I think it’s also important for our parliament to acknowledge that, in addition to the 473 regular athletes attending, the team will also be joined by an honorary addition, 99-year-old swimmer George Corones. Mr Corones not only finished the long-course 50-metre freestyle trial in the 100 to 104 age bracket, which at his age is an incredible effort by itself; he also managed to knock 35 seconds off his previous best record. Mr Corones first started his Commonwealth Games career in 1938—the year Donald Budge won the Grand Slam in tennis—as a 19-year-old when he attended the third games, then titled the British Empire Games. He is an exemplary Commonwealth athlete and embodies so much of what the games are about.

In Bennelong we just recently awarded another round of Local Sporting Champions grants. This excellent program runs through the Australian Sports Commission grants fund to young sports men and women who are competing in state, national and international competitions, to aid in their personal and sporting development. The program has helped dozens of high-performing athletes to reach their potential. If it weren’t for wonderful programs such as this, we would scarcely be doing as well in the Commonwealth Games as we now do.

As the opening ceremony date soon approaches, I would encourage all of us to consider how we can support our Commonwealth athlete stars and rally around them as much as possible. The skill required to perform at the standard of the Commonwealth Games requires years of dedication and sacrifice. The early morning rises, the thousands of dollars invested in sports dreams, the tears, the sweat and the heartbreak make this a truly wonderful competition to behold. Often years of preparation amount to only a few glorious minutes in the spotlight, but, irrespective of the outcome, I would like to congratulate our wonderful men and women in green and gold and have no doubt you will make us proud.

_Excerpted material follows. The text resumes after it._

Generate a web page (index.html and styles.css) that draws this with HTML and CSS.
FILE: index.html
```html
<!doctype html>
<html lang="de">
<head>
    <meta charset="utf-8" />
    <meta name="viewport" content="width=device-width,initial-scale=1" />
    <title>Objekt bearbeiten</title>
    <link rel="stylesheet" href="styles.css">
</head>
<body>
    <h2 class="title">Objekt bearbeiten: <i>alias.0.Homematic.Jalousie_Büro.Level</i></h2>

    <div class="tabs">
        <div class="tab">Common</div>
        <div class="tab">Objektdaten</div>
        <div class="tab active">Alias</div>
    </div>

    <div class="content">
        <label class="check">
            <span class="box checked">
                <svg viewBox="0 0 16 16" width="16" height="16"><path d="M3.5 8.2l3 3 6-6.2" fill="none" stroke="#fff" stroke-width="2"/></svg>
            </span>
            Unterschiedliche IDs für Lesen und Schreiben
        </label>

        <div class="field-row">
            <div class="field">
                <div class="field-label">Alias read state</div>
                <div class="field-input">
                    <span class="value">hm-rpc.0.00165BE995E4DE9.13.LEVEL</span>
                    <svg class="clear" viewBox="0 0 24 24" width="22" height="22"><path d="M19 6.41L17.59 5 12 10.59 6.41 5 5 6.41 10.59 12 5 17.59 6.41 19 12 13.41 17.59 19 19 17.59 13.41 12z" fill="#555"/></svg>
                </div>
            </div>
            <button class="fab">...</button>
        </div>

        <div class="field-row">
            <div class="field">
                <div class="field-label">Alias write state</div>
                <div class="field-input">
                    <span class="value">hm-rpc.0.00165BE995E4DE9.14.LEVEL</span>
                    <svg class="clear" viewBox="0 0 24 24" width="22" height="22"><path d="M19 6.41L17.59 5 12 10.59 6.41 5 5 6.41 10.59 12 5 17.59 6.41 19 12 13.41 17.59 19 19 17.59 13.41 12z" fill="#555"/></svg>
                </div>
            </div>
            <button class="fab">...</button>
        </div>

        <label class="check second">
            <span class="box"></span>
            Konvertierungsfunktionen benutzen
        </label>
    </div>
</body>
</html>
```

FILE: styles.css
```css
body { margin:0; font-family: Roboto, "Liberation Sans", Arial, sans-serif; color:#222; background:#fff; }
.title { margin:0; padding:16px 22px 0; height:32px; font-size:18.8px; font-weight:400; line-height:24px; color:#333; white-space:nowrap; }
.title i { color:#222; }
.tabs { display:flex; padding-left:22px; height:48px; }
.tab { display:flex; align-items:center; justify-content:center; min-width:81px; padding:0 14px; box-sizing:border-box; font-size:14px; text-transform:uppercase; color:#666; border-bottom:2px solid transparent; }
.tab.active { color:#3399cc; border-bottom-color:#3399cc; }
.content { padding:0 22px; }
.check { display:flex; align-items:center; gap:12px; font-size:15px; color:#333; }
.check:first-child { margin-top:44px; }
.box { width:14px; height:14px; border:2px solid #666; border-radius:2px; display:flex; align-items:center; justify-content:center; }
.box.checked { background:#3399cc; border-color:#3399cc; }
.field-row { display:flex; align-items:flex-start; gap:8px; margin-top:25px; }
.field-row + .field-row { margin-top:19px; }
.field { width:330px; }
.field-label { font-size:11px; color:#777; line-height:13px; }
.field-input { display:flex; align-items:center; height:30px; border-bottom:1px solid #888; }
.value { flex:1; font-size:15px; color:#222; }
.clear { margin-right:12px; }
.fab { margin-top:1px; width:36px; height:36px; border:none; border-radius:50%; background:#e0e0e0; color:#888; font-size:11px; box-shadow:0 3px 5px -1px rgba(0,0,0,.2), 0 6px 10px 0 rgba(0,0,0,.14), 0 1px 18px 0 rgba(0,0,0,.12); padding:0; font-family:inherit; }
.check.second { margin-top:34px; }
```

On the other hand, events in South Africa do not make us proud, in that all international sport has the Olympic tradition, which was commenced as a way of forging goodwill between countries. Our cricketers have conspired to cheat, thinking it would be all right if they didn’t get caught. This is not a good thing at all. Furthermore, though, the real crime is against those who have preceded them, the great Australian sports men and women who have been Australia’s best ambassadors and who have promoted goodwill and Australia in their efforts. Conspiring to cheat is not a good thing, but the damage that they have done to our international reputation will take a long while to mend.